In a series of fascinating and frank blog posts Luke Halliwell, who was a technical lead at RTW before it slipped into administration following lacklustre sales of APB, went in-depth on the studio's problems.
"Complacency did stray into arrogance at times," Halliwell wrote.
"The complacency showed through in so many ways. We were complacent about game design, papering over APB's obvious shortcomings and telling ourselves it would somehow come together at the last minute before release (an argument that was strengthened by the experience of seeing Crackdown do just that).
"We were complacent about business planning, deciding to spend all our investment getting APB to launch, assuming that we would sell zillions of copies and over-spending on server hardware.
"When we were told we were being made redundant, we were told something along the lines of 'the market is just so bad right now ... We could never have predicted this ... Even our worst sales projections were so much higher than this'. I think that was supposed to be consolation but it was just complacent, and dumb."
Yesterday administrator Begbies Traynor confirmed industry speculation that the 'plug is about to be pulled' on the game after failing to attract a buyer, leaving those who purchased a copy out in the cold.
"It's a gross generalisation to say the whole company was complacent," Halliwell continued.
"It's deeply unfair to a few pockets of incredibly passionate, hungry developers that worked their socks off and created some amazing stuff – like APB's character customisation system, and its super-reliable back-end software, to name just a couple (apologies to all the other good examples of work I missed).
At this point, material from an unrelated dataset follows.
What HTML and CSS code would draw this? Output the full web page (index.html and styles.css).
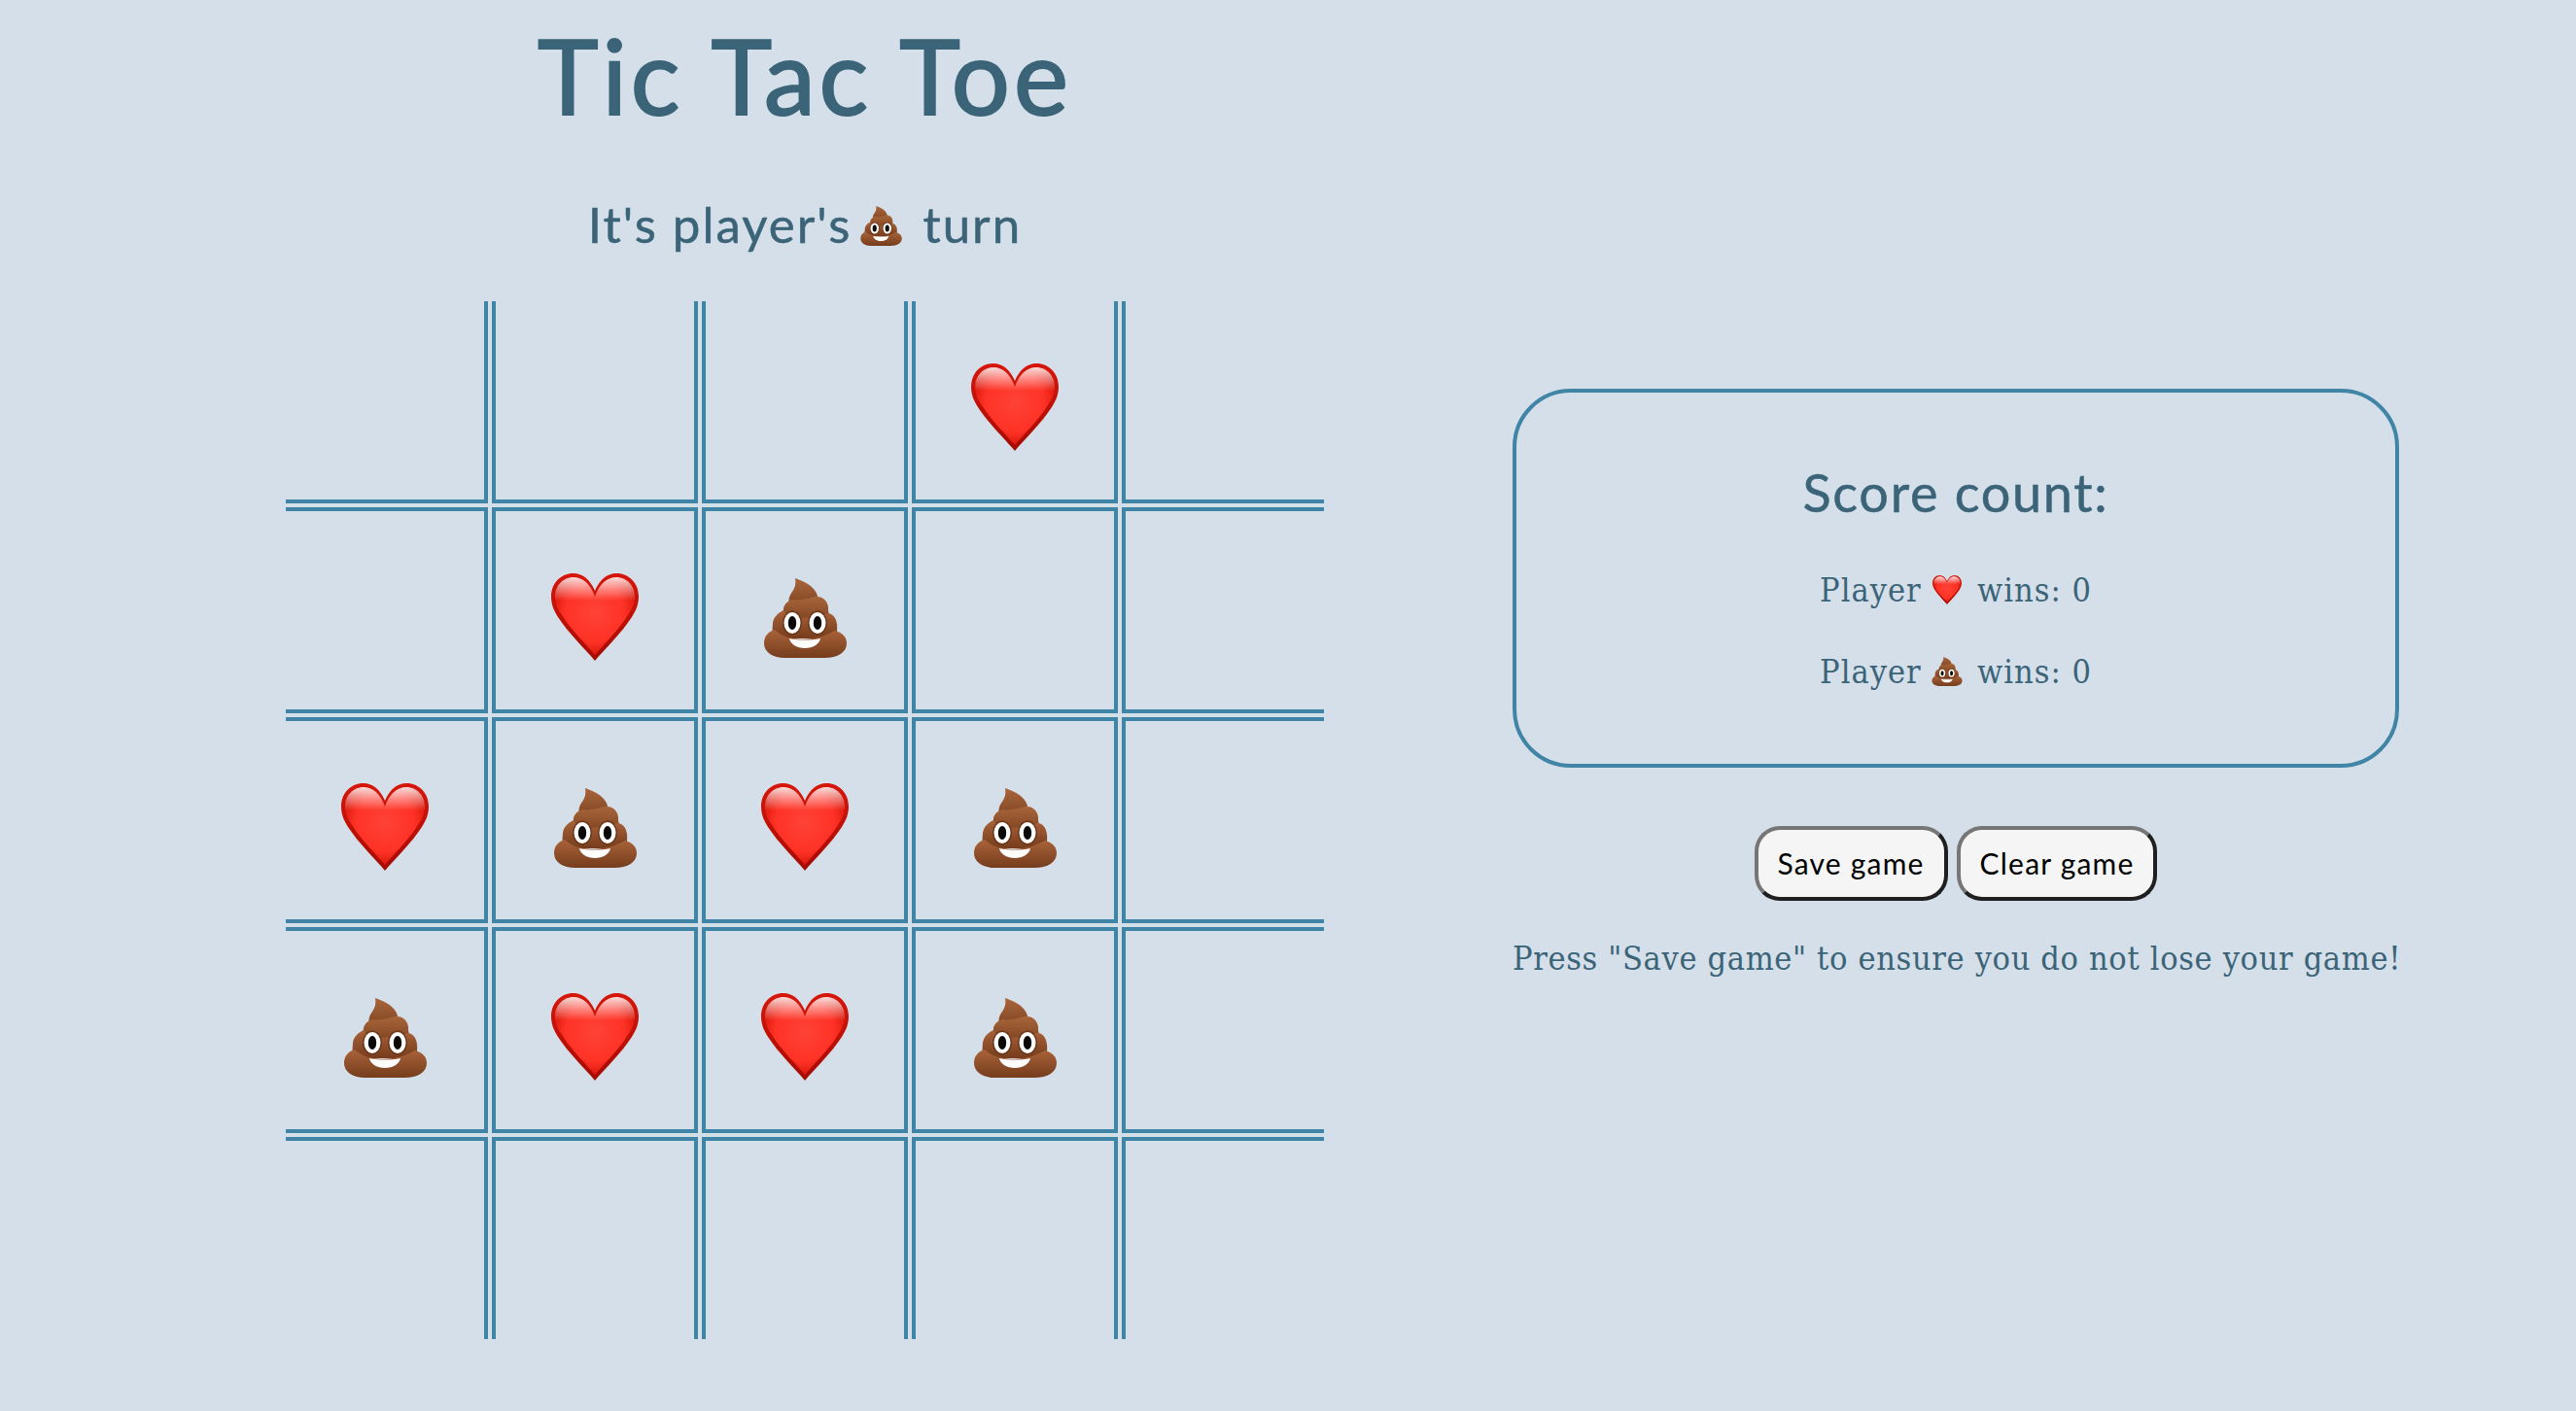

Sadly, it was not enough to overcome the problems.
"The investment and Crackdown's success were obviously contributors to complacency."
Halliwell claimed Realtime Worlds founder and GTA and Lemmings creator Dave Jones had "his own reality distortion field" that convinced members of staff of APB's success.
"The Reality Distortion Field was a double-edged sword for us.
"I'm pretty sure it was a big part of us raising $100m. It also obviously contributed to our complacency. If anything ever reached crisis point, Dave was always, always able to convince people that everything would be ok. I think at times this prevented us from actually taking problems as seriously as we should have."